TASK TO COMPLETE →
Tally up how many lines in the listing below contain the string "html", and give only the total.

=======

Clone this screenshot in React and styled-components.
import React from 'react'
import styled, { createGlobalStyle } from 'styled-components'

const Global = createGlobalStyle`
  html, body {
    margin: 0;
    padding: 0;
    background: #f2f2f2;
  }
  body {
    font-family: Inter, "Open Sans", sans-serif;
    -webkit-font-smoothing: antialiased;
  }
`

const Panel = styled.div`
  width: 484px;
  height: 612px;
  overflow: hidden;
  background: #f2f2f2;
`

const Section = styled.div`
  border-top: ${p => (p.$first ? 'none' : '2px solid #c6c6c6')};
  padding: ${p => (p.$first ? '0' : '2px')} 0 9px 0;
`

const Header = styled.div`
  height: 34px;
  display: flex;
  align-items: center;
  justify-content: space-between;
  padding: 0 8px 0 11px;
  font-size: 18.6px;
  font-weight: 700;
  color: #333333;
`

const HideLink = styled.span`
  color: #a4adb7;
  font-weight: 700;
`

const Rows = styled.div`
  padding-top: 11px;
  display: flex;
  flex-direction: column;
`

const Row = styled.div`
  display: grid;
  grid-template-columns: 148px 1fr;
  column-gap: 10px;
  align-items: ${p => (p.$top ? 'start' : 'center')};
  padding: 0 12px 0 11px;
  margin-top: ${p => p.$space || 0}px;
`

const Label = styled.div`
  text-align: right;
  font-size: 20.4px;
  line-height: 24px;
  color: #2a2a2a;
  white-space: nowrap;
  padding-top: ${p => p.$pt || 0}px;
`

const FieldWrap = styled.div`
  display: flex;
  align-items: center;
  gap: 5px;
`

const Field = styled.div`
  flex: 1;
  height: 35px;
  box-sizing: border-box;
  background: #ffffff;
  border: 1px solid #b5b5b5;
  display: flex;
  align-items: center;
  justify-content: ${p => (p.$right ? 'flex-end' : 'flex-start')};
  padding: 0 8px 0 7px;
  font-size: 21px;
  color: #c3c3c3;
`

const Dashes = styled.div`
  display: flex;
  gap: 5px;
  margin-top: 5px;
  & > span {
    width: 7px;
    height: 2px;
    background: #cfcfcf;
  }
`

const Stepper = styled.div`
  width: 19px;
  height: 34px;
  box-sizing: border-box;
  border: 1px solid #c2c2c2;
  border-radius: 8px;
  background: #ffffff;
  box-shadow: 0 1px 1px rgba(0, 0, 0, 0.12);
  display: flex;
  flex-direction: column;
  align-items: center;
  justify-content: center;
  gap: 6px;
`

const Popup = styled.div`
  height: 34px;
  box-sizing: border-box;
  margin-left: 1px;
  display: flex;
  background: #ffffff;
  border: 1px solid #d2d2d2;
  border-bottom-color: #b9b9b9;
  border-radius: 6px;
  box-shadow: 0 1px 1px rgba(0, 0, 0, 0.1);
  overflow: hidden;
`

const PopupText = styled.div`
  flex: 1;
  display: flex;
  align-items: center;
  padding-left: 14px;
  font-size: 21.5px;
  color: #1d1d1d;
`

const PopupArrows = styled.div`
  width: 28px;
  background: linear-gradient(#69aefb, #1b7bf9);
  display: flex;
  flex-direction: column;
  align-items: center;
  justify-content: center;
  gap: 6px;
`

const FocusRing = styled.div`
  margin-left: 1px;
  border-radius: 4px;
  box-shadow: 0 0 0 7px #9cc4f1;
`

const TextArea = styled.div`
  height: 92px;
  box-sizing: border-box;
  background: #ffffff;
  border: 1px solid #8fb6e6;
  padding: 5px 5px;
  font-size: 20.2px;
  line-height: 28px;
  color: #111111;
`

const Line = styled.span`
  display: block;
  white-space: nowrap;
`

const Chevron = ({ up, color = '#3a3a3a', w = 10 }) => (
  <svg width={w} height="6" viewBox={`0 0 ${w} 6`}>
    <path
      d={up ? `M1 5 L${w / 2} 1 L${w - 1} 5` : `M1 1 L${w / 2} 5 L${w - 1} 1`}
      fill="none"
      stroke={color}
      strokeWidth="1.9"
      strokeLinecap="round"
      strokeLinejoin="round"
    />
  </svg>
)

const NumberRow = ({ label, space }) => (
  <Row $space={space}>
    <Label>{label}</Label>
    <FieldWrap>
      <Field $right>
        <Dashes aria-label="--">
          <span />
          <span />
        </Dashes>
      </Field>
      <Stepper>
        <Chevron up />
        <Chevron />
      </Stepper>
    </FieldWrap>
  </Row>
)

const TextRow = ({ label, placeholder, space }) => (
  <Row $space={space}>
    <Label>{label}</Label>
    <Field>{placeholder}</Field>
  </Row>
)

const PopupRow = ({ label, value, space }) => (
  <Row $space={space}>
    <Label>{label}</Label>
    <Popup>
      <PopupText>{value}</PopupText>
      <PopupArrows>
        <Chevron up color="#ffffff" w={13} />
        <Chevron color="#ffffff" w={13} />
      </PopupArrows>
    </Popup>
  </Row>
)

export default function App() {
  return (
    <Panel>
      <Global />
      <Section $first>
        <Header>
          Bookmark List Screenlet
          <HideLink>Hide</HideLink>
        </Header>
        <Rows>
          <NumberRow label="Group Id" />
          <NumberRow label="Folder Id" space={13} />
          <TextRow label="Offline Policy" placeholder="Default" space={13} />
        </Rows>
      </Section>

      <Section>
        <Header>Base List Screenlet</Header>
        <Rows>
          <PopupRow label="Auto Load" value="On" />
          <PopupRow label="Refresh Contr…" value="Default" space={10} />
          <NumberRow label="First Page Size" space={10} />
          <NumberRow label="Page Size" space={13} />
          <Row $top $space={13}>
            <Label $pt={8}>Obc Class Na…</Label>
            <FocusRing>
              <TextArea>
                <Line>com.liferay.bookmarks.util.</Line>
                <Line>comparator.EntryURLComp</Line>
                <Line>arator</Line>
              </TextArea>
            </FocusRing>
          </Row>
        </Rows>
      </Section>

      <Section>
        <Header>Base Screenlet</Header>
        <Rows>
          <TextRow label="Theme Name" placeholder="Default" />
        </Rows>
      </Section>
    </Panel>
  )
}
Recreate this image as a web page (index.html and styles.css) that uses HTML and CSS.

=======

FINISHED EXERCISE →
2